[Front-end source files]
* start *

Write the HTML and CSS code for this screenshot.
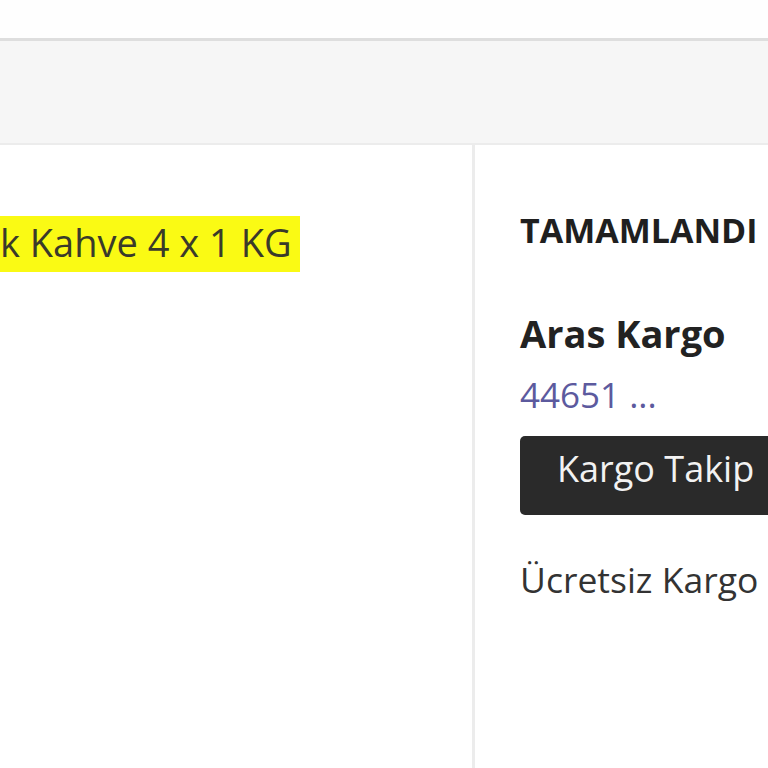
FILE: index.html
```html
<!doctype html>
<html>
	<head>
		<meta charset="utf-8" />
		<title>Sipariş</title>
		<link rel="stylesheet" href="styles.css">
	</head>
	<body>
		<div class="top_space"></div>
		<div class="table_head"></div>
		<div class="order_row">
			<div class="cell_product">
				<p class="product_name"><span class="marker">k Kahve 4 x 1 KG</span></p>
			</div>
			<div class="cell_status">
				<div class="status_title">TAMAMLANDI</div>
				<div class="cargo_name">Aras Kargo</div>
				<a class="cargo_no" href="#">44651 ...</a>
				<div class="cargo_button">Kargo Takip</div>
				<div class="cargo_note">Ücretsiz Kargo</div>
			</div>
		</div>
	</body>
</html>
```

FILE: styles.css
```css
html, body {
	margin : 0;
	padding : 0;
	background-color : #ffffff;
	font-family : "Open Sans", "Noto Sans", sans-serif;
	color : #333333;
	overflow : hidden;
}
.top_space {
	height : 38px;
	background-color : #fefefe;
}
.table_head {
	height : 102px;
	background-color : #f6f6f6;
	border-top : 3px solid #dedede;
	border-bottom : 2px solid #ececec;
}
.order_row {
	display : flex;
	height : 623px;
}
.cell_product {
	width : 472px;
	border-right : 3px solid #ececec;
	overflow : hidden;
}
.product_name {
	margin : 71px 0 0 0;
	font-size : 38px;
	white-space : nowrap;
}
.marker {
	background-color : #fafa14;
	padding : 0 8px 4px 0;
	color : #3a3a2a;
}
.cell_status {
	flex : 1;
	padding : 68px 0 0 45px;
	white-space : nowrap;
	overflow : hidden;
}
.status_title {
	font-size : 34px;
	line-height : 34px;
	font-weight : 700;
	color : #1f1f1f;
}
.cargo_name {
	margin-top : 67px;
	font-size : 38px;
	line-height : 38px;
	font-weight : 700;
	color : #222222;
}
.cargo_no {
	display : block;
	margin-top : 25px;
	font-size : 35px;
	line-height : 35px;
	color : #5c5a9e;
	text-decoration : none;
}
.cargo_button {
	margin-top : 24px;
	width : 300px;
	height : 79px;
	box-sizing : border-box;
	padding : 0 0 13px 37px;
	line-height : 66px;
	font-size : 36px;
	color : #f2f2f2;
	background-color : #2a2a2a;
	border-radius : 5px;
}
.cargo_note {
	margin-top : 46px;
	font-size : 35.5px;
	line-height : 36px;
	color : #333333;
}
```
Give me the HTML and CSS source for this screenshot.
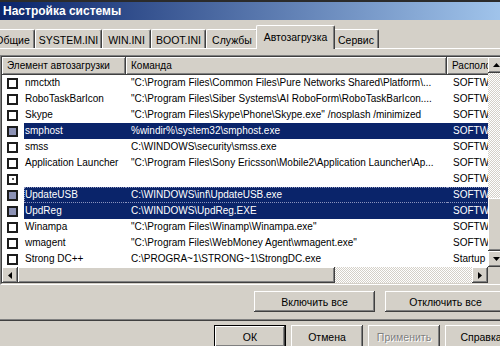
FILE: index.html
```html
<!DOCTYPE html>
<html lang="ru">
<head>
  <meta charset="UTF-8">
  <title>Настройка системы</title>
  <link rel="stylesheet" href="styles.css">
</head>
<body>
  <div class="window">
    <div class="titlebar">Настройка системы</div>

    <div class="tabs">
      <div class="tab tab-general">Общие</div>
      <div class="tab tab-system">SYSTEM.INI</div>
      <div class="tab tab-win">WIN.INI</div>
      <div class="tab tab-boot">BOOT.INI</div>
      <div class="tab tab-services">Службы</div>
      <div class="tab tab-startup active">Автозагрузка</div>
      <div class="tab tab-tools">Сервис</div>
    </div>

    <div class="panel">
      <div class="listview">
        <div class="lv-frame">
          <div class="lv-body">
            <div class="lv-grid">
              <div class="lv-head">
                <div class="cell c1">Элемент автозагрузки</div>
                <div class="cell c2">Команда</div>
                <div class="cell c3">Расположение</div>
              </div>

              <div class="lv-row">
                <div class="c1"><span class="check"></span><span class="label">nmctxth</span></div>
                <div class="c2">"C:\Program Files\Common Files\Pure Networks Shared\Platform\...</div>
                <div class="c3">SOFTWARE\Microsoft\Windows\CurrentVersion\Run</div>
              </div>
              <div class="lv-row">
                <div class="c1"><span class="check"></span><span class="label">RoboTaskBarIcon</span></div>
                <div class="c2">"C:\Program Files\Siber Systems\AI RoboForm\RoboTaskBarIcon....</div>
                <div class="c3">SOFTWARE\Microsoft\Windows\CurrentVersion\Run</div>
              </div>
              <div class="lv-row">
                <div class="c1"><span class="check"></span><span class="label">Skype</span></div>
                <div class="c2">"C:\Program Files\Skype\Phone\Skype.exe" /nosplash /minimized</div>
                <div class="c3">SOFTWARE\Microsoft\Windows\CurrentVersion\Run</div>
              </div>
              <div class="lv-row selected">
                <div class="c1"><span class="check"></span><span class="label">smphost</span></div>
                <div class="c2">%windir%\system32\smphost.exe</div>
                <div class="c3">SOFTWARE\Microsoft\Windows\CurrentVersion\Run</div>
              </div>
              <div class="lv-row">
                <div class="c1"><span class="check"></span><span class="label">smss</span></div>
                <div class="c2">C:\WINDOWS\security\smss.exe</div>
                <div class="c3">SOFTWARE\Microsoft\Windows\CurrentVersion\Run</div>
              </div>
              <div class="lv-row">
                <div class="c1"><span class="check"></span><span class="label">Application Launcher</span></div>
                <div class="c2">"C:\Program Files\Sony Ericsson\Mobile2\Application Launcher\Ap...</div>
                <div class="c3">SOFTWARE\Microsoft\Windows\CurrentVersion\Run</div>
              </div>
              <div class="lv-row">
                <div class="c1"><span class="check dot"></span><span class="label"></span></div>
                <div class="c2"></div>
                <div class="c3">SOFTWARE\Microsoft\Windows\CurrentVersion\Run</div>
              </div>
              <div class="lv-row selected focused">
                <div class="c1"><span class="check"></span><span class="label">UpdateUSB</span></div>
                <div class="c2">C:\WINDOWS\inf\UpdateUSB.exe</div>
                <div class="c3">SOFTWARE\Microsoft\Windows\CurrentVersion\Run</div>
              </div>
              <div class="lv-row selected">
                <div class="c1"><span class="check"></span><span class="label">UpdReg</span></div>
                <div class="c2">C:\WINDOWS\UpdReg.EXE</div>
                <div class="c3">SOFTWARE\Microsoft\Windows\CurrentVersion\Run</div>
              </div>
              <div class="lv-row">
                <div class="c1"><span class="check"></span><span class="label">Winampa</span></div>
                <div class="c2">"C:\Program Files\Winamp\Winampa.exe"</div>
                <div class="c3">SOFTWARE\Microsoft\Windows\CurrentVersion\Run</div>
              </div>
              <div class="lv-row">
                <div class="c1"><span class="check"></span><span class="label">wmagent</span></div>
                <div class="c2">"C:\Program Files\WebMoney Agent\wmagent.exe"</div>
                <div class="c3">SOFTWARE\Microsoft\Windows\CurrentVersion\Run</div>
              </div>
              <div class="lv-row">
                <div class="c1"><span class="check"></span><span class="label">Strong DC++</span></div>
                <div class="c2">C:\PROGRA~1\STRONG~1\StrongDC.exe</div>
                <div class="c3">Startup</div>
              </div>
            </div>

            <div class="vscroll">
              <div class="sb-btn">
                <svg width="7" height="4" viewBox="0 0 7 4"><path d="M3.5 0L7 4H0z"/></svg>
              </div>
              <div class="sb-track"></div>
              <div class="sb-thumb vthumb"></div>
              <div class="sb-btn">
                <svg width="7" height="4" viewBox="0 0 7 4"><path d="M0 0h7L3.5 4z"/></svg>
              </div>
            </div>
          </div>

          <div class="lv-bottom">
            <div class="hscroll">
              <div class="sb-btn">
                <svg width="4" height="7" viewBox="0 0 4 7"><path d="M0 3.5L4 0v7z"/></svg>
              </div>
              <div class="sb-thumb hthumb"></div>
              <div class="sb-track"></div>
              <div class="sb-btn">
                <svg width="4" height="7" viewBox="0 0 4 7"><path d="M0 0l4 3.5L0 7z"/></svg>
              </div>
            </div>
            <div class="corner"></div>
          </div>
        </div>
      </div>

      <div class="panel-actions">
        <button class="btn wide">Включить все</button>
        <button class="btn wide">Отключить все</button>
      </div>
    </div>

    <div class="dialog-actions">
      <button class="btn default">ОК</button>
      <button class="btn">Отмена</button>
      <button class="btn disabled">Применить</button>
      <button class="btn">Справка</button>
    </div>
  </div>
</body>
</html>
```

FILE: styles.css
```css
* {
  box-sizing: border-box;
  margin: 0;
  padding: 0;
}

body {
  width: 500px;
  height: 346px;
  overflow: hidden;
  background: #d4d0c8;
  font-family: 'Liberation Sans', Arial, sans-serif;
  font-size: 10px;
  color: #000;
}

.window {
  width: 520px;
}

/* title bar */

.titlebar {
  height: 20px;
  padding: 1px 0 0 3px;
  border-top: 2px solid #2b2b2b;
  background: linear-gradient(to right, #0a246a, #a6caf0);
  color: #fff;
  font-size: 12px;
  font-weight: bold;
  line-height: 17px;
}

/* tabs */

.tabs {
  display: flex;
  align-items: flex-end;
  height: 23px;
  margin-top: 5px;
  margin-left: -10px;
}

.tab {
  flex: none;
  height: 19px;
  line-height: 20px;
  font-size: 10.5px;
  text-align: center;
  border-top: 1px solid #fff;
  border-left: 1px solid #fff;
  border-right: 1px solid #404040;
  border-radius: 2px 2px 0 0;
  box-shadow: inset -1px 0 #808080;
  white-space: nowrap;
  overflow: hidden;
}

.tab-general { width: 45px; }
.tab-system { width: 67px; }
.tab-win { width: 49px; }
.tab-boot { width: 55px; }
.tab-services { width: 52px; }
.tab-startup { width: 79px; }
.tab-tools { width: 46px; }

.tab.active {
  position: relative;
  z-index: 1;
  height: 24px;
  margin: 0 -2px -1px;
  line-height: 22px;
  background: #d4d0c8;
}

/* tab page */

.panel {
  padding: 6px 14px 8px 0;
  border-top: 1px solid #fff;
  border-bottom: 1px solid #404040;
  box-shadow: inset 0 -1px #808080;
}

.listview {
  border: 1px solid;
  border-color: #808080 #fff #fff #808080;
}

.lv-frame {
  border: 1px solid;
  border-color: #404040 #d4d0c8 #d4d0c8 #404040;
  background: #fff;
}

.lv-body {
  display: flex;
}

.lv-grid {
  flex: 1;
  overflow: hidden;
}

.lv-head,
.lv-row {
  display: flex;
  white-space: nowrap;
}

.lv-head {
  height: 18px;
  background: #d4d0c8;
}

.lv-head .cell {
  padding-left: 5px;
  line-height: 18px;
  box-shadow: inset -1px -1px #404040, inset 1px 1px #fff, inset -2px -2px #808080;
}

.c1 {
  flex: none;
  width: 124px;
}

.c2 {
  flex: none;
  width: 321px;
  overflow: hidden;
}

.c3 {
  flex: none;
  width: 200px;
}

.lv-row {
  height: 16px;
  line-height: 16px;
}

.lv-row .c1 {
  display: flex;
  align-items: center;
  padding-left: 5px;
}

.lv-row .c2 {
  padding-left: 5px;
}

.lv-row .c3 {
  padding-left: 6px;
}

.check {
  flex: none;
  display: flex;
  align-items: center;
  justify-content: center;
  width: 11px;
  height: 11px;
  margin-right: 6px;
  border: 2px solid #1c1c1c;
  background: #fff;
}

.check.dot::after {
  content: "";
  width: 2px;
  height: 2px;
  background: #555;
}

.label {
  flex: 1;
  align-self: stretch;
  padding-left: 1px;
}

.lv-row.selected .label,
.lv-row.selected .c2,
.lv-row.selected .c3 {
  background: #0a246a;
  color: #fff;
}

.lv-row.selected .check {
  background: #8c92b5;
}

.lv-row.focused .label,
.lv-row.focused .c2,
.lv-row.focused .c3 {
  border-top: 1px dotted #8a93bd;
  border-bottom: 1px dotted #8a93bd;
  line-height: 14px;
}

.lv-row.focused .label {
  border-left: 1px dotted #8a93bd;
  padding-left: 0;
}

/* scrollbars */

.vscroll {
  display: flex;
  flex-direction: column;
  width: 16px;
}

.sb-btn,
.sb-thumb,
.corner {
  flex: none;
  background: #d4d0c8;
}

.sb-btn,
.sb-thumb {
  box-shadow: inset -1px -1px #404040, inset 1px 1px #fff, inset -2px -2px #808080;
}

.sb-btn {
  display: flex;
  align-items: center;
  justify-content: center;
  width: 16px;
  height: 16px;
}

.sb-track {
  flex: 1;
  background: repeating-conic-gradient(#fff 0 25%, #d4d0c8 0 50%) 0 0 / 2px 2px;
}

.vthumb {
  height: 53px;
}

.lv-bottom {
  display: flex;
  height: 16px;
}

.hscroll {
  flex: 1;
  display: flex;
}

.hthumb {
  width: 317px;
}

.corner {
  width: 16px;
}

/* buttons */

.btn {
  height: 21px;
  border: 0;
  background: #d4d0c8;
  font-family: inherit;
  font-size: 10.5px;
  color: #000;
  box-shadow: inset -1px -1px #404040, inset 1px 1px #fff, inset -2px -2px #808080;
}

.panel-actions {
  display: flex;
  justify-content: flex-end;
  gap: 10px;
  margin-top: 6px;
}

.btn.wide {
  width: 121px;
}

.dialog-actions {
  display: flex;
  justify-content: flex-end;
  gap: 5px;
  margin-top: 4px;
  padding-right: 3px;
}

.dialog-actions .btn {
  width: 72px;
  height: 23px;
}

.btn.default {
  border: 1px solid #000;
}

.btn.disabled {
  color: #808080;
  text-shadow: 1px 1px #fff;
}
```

* end *

Exercise goal: Your task is to list each line of the records with the word "this".

Solution to the exercise:
Write the HTML and CSS code for this screenshot.
Give me the HTML and CSS source for this screenshot.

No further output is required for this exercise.